----- Supplied information

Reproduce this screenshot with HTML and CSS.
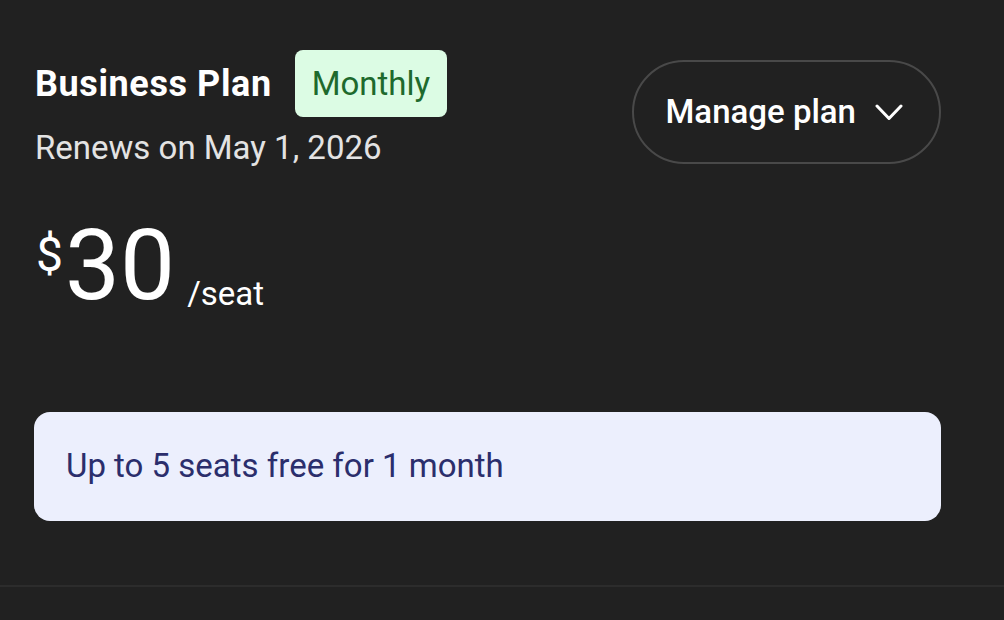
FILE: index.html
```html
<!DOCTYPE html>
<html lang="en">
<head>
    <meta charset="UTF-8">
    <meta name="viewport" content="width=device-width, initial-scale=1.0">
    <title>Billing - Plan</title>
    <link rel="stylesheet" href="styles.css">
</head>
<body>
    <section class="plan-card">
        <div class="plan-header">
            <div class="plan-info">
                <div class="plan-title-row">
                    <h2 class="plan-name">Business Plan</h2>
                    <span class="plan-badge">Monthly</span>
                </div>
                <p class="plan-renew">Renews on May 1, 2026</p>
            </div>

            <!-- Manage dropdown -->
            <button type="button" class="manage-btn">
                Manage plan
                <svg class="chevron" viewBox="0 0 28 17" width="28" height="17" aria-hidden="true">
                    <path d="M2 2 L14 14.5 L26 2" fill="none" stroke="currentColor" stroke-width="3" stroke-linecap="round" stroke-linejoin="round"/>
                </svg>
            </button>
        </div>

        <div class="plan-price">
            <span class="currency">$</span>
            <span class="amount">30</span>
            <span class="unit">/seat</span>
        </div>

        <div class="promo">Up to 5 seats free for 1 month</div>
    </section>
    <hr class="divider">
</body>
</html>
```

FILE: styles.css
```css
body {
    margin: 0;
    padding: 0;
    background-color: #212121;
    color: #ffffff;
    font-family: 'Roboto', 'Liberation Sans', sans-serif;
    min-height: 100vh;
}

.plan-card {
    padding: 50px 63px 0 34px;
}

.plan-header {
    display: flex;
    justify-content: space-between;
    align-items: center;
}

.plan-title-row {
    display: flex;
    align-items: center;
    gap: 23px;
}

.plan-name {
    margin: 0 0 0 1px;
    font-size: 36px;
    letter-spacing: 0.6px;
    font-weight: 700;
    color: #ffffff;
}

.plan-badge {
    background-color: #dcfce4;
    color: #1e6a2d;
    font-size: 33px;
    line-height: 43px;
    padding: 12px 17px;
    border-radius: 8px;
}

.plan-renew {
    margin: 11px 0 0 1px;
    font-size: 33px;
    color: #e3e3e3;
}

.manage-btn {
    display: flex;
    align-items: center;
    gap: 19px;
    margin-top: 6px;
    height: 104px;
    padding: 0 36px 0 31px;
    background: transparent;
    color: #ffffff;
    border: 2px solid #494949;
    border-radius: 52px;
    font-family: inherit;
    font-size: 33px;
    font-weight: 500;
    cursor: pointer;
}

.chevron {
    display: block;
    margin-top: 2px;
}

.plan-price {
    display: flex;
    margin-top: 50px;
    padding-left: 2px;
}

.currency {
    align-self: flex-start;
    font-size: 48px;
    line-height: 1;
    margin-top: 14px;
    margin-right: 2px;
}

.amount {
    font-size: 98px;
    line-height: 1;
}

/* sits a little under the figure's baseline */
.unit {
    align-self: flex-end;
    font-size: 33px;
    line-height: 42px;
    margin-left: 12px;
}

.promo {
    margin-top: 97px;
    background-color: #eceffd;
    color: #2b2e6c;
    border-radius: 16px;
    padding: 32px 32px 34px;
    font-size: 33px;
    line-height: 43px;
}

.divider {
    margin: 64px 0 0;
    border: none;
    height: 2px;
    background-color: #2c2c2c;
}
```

----------
----- Supplied information

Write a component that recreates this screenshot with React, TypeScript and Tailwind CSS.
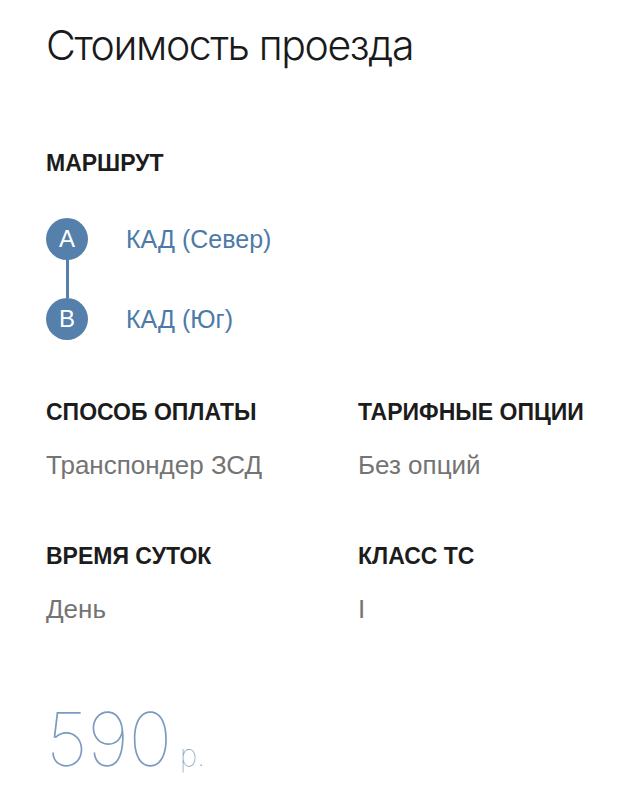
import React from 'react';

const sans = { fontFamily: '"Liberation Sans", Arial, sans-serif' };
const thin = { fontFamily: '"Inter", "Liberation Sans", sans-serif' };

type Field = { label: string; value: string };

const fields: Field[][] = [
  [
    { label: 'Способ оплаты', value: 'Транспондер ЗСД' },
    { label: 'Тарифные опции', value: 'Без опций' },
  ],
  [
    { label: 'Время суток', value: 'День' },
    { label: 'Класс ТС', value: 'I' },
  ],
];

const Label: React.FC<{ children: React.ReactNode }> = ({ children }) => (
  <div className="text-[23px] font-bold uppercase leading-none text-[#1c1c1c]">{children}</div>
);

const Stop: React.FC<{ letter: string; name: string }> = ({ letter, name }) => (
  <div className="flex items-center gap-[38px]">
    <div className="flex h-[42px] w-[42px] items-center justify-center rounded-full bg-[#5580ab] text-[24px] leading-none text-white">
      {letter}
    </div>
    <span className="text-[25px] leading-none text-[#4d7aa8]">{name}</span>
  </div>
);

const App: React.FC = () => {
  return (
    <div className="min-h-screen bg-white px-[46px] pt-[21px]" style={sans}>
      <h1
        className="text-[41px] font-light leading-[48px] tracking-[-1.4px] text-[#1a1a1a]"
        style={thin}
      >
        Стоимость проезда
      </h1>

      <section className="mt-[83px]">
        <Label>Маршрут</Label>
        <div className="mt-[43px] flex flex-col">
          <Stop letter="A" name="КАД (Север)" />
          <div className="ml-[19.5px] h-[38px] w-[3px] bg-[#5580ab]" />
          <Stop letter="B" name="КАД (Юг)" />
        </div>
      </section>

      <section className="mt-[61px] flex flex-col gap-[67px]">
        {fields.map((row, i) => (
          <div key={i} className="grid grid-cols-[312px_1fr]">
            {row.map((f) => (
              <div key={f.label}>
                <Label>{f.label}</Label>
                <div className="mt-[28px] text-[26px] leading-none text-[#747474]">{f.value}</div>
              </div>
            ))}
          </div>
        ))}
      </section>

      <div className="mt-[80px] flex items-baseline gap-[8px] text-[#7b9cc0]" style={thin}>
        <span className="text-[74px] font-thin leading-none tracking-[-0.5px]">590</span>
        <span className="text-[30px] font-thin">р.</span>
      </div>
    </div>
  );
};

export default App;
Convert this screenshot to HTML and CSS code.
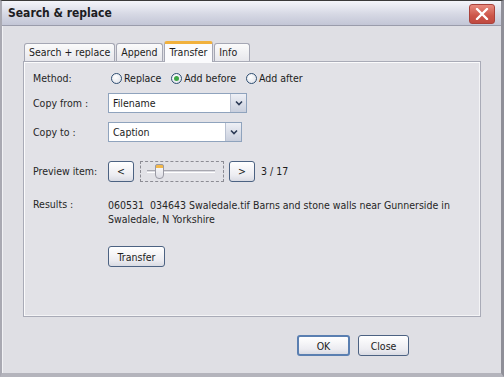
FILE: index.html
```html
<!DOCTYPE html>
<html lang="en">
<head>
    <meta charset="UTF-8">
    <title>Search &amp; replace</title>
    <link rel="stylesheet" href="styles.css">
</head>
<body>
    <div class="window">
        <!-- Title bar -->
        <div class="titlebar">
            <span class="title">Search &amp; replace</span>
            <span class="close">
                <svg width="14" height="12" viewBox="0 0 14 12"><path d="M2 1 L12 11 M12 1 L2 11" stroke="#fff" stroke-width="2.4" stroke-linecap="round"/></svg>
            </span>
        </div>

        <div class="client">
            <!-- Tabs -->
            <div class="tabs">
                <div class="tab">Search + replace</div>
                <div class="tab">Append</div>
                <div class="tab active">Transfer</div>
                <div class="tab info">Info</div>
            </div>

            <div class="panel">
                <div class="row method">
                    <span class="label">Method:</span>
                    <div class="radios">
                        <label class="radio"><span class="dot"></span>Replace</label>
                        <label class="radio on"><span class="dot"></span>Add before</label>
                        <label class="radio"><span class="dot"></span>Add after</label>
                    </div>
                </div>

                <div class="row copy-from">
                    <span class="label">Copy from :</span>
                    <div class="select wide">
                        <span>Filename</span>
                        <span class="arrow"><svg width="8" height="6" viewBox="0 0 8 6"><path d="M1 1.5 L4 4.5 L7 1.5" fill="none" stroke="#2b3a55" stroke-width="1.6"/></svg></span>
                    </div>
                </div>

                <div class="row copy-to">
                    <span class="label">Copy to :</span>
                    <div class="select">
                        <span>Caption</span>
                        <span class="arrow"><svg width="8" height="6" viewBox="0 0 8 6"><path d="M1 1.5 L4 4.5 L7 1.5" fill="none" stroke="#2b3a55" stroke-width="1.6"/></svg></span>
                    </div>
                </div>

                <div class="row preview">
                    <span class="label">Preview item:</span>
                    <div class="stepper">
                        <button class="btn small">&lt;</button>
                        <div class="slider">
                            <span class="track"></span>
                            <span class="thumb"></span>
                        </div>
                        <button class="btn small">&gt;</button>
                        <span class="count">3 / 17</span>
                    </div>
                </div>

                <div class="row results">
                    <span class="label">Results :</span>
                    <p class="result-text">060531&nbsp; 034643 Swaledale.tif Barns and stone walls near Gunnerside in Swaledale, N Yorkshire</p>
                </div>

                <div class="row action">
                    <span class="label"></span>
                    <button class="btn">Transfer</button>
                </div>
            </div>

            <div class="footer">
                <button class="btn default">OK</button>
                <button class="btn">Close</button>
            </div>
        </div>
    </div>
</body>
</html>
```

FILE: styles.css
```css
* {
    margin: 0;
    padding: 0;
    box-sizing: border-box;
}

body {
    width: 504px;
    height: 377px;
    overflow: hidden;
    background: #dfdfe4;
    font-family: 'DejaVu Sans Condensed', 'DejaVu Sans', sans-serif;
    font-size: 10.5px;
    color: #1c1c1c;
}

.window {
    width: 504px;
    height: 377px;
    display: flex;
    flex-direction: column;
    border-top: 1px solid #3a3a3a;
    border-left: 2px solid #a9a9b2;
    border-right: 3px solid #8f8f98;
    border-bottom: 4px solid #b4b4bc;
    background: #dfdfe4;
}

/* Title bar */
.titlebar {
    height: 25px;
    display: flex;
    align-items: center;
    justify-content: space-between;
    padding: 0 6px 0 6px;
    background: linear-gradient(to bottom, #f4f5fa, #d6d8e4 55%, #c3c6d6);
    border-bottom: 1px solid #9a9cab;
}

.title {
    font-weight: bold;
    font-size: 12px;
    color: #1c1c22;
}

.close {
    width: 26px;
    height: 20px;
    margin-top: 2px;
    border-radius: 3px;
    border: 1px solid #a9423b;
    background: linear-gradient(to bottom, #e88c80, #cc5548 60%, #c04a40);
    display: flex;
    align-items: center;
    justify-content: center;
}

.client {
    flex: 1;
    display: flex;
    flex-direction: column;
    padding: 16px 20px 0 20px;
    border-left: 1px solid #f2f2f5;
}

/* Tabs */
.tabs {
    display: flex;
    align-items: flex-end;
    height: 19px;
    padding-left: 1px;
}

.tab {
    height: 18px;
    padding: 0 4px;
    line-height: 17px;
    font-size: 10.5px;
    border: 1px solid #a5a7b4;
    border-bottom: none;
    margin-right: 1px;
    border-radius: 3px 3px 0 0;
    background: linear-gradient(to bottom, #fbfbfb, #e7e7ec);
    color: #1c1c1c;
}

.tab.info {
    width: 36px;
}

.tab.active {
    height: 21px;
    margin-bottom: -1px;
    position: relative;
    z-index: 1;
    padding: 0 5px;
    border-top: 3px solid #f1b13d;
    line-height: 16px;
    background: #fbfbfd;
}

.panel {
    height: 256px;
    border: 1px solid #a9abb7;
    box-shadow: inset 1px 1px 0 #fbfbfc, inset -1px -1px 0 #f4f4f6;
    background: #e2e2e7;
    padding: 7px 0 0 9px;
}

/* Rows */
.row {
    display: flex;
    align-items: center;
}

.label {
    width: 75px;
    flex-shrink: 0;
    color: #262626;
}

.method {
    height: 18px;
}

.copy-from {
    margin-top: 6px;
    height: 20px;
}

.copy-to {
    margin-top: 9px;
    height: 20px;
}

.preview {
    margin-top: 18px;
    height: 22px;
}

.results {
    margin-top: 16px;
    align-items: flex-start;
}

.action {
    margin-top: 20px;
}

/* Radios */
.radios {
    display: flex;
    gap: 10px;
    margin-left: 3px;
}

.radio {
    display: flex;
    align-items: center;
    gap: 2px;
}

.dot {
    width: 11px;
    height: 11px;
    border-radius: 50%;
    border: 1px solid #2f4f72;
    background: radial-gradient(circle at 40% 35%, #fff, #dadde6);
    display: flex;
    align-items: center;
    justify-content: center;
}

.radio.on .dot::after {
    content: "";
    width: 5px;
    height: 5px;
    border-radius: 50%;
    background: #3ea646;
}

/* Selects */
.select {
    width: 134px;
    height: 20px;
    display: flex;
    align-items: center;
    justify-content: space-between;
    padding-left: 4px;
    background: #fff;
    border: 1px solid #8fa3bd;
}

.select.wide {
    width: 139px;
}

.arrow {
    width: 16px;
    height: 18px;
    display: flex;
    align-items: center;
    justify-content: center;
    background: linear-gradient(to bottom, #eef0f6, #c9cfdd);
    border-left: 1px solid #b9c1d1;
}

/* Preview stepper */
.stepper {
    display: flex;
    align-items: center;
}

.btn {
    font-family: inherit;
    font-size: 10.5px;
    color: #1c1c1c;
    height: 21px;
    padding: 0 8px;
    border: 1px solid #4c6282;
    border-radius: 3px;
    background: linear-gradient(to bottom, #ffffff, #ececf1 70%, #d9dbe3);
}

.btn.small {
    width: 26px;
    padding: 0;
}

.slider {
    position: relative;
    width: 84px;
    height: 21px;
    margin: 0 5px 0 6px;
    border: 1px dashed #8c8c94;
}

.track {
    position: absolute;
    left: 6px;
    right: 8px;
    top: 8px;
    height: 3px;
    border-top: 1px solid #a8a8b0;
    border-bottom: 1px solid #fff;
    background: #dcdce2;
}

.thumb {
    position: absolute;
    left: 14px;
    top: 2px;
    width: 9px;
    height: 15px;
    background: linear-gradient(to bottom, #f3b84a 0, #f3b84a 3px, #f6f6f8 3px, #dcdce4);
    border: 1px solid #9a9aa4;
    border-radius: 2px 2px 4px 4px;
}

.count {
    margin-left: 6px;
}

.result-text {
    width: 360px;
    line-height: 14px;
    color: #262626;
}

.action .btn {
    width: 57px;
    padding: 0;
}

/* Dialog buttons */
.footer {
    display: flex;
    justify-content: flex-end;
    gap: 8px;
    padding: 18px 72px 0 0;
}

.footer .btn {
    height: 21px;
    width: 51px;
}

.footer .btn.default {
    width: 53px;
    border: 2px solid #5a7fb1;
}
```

----------

Pull out the lines above in which the word "with" appears.

Reproduce this screenshot with HTML and CSS.
Write a component that recreates this screenshot with React, TypeScript and Tailwind CSS.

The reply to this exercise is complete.